There is no weapon of war that is not vulnerable to another type of weapon: artillery, while devastating against mass concentrations of infantry, is vulnerable to attack from the air. Tanks and armor, which can punch through a front and encircle enemy forces quickly, can still be destroyed by a single soldier armed with a modern anti-tank weapon. Aircraft, which can engage a range of targets on the ground and in the air, can themselves come under fire from enemy fighter aircraft, surface-to-air missiles, or, again, a single soldier equipped with a portable anti-aircraft missile system.

Entire armies too have their vulnerabilities: the German army was unprepared for the Russian climate. The English at Bannockburn were defeated by their own arrogance and overconfidence, and the French army was defeated in a few weeks in 1940 by its own decrepit, incompetent and defeatist generals.

Moreover, all modern armies share a weakness that will cause their defeat if an enemy can exploit it: they are vulnerable to the disruption of their logistics and lines of supply. Without a constant flow of ammunition, food, weapons, equipment and reinforcements, any conventional fighting force will soon grind to a halt. Even if command and control – another prime target for disruption by an enemy – are still fully functional, there is not much a soldier who has no bullets for his gun can do but surrender, no matter what his orders are, once he is encircled by an enemy who has an ample supply of ammunition.

Perhaps the most famous example of the failure to achieve such an encirclement in the history of modern warfare occurred in June 1940 in northern France and Belgium. The Panzer divisions of Nazi Germany punched through the allied (at that time Britain and France) lines in the hilly and forested Ardennes region, which the allies had wrongly thought impassible to a large armored force, and swept headlong west and then north to cut off the French and the British Expeditionary Force (BEF). The allies, who had expected the Germans to take their traditional invasion route through Flanders, moved forward, as according to their plans and expectations, to meet a more conventional and slow moving force (Army Goup B under Colonel-General Fedor von Bock), which was advancing through the Low Countries and was intended by the Germans to draw the allies forward into a pocket that would be closed by the Panzer divisions of Army Group A, commanded by Colonel-General Gerd von Rundstedt, which was already racing around the allies' rear. For a reason that puzzles historians to this day, Adolf Hitler gave the order (or rather confirmed an order given by Rundstedt) to halt the advance of his Panzers at this crucial time (perhaps wanting to give them time to rest and refit before turning south to attack the heart of France, or perhaps to give Hermann Goering, the head of the Luftwaffe, the chance of glory in destroying the allied armies from the air). This gave the British the chance to evacuate the bulk of the BEF (almost 340,000 soldiers) from the port and beaches of Dunkirk, although 35,000 French who were left behind guarding the British retreat were captured. Had the BEF been encircled and trapped in France, the British would have faced a disaster, with no army left from which to rebuild, and Churchill would have been forced to come to terms with Nazi Germany. If that had happened, the world would be a very much different place today.

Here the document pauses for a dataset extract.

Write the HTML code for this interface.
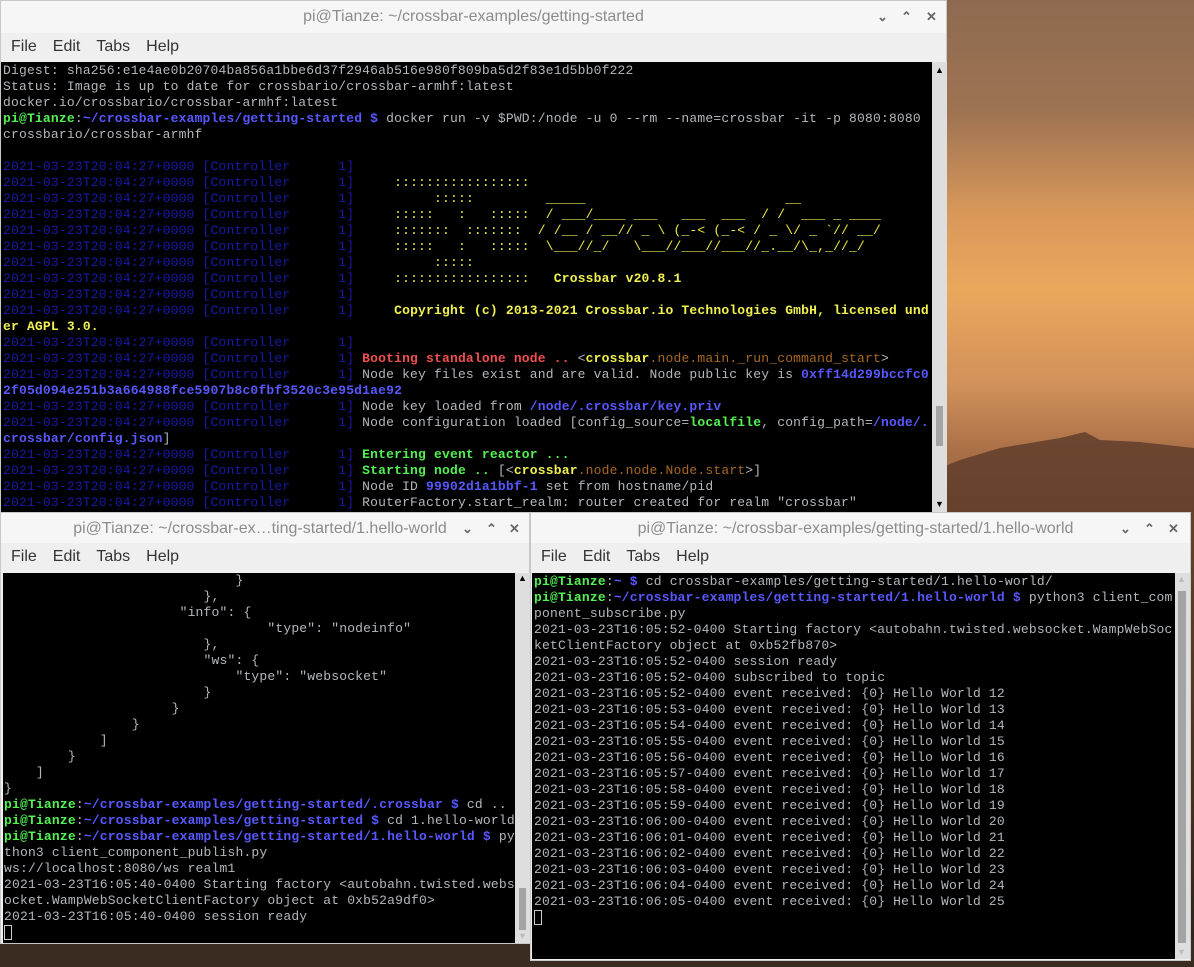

Looking at a map of the present conflict zone in eastern Ukraine, the rebel forces, as the Allies did in 1940, appear ripe for encirclement. Rebel-held territory extends like a fat thumb into the middle of the Donbas in southern Luhansk and northern Donetsk oblasts, with the base of the thumb being a short stretch of the Ukrainian border with Russia in the east. It is through this border that the rebels have been supplied, for several weeks now, with men and mat̩riel Рup to and including armored personnel carriers and even tanks.

The task facing the Ukrainian forces is thus to push along the border, north from Donetsk and south from Luhansk, to sever this thumb from the hand that sustains it. Once cut off from their supplies, the rebel force will start to wither. Ukrainian troops can continue to squeeze the pocket in which the rebels will have been trapped, forcing them to expend ammunition and lives, or they can simply wait for the force to collapse in on itself, and move in to mop up.

It's really that simple. The only conceivable reason that Ukraine has not yet done this is that it lacked a sufficient number of men. But Ukrainian forces are now becoming stronger, while the rebels are weakening. The task of closing the pocket along the border should be given to the regular army, while the volunteer battalions that have been raised since the beginning of the hostilities in the east should be given the job of holding the perimeter around the rebel territory, and perhaps advancing opportunistically as the rebels withdraw and consolidate (as they inevitably will have to as their supplies and manpower run low).

There is one important nuance: Ukraine should also impose a no-fly zone over the rebel-held zone. This might seem counter-intuitive, given the fact that the Ukrainians have access to air-power and the rebels do not, (and air-power has already granted a significant advantage to Ukrainian forces in several engagements), but once encircled the rebels will only have the option of being supplied by air. If Ukraine declares a no-fly zone, it will gain a number of other advantages in return. First, its weakened air forces will be less exposed to attack and losses, and Ukraine will have to maintain as strong an air force as possible given the threat of a more open attack by Russia. Second, if the air force is not operating over rebel areas, it will be harder for the rebels and Russia to claim attacks on civilian areas are being made by Ukraine from the air (some sort of monitoring of the no-fly zone, perhaps by the OSCE, will also be required). Third: any flights made by Russian military aircraft or even civilian helicopters intended to supply the rebels will be open to attack by Ukraine – if it's in the air, shoot it down. Ukraine's own forces in the area can be supplied by road and rail rather than by air.

The last, but perhaps the most important point is this: to achieve a military victory, the one thing Ukraine must not do is agree to another ceasefire. That would simply allow the rebels to regroup, resupply and reinforce. That would be a disastrous mistake, comparable to Rundstedt's in 1940, which ultimately led to defeat.